Exercise details - From the entries that follow, pick out all lines holding "styles".
━━━ Items ━━━
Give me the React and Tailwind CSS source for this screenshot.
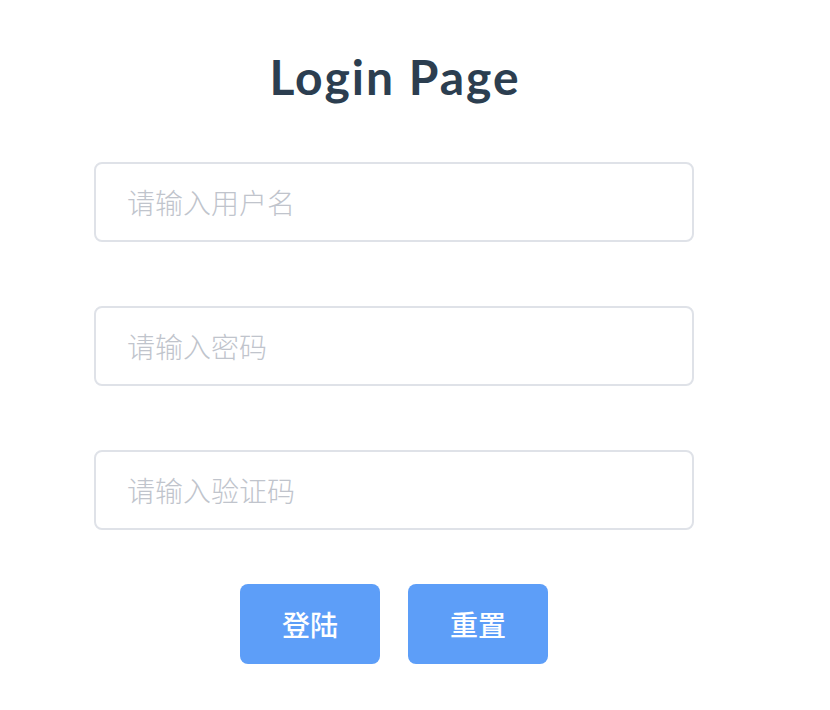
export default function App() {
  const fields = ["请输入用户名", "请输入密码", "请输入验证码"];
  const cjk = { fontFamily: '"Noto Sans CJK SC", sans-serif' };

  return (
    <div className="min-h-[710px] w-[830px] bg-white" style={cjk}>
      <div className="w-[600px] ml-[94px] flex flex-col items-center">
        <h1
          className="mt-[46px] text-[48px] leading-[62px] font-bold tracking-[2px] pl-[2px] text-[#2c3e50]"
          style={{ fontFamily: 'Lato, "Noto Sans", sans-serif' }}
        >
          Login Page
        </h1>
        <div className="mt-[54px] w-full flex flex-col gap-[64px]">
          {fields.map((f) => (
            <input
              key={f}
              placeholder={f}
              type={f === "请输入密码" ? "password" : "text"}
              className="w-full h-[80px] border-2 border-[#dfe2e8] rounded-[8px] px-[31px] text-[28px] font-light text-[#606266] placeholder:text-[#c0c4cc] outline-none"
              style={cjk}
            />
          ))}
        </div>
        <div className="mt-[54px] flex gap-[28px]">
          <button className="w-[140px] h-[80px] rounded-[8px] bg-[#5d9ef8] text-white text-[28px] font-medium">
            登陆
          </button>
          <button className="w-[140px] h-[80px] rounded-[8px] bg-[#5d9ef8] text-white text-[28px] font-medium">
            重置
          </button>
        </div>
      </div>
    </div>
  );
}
━━━
━━━ Items ━━━
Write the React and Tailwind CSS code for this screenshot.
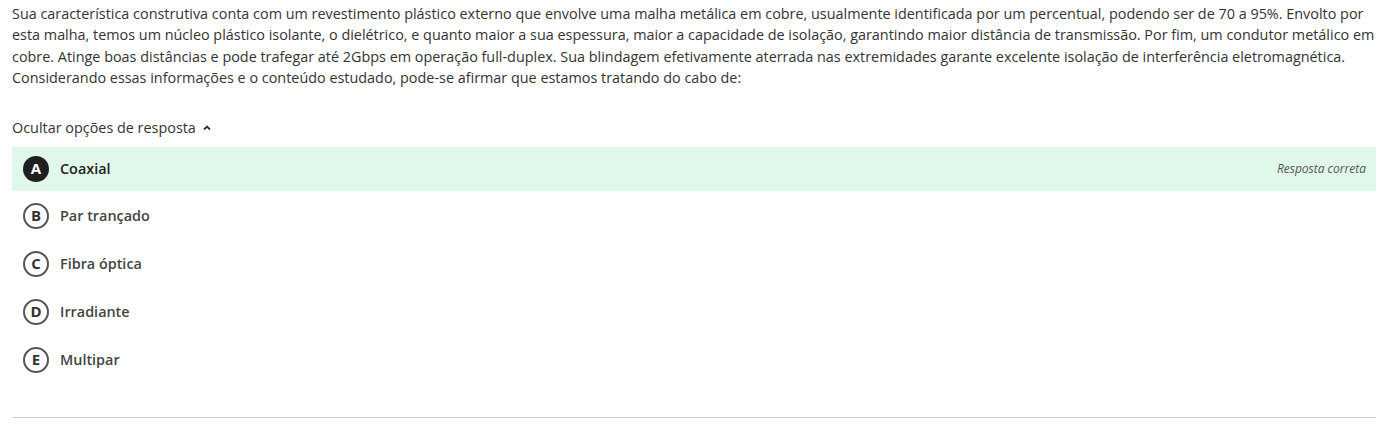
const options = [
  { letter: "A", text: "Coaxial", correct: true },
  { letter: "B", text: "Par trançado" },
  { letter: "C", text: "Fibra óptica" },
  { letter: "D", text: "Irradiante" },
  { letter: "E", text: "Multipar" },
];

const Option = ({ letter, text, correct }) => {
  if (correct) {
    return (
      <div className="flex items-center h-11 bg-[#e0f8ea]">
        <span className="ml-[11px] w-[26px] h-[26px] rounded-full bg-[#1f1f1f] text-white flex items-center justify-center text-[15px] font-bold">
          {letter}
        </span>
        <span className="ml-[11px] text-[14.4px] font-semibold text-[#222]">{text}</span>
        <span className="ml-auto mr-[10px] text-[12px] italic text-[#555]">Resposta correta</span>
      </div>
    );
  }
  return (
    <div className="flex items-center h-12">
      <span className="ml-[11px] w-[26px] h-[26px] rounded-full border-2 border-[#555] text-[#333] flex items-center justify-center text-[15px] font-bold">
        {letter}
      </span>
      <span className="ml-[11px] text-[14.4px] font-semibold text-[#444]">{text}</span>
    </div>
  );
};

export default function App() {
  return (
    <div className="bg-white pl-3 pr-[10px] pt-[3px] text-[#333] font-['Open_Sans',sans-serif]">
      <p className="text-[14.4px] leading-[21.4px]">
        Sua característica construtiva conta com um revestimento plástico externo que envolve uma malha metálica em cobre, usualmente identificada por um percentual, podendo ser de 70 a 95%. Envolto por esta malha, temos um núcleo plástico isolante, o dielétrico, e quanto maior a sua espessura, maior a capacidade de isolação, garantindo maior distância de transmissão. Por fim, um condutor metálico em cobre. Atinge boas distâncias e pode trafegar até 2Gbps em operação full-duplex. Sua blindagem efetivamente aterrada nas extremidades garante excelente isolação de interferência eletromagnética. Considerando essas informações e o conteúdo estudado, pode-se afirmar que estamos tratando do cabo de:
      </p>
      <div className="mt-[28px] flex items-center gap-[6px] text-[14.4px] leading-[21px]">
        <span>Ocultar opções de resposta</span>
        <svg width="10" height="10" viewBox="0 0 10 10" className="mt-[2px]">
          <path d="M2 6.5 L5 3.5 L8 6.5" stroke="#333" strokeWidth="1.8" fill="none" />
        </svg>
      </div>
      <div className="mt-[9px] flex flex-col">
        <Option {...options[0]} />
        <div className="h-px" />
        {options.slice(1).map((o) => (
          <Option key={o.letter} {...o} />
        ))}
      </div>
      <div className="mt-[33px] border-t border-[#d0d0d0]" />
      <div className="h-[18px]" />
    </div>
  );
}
━━━
━━━ Items ━━━
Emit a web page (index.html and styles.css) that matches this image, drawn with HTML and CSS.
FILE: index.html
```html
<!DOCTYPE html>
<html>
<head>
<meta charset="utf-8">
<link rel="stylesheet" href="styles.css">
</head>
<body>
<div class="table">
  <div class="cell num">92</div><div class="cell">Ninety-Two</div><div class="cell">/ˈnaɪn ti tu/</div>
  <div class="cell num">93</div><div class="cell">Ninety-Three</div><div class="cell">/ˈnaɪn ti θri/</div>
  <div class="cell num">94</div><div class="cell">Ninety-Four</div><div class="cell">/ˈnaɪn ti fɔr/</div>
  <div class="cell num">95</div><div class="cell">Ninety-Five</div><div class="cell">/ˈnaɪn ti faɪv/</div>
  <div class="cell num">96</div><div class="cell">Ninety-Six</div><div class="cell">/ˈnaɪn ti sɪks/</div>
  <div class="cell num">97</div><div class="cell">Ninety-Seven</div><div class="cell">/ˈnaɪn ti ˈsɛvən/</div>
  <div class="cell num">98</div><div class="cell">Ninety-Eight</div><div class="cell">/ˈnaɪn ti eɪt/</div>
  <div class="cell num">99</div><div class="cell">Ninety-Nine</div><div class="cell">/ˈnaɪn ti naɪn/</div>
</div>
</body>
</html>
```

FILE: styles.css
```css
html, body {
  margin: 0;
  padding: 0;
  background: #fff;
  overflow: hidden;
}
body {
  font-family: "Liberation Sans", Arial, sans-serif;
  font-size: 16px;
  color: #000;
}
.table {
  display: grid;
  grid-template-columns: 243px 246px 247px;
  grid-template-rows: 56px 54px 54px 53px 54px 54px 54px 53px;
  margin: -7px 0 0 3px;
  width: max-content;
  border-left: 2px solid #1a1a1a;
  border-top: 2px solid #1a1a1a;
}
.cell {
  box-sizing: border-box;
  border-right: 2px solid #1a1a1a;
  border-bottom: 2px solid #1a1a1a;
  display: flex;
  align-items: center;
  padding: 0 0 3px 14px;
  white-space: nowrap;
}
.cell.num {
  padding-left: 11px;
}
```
━━━
Written reply -
Emit a web page (index.html and styles.css) that matches this image, drawn with HTML and CSS.
<link rel="stylesheet" href="styles.css">
FILE: styles.css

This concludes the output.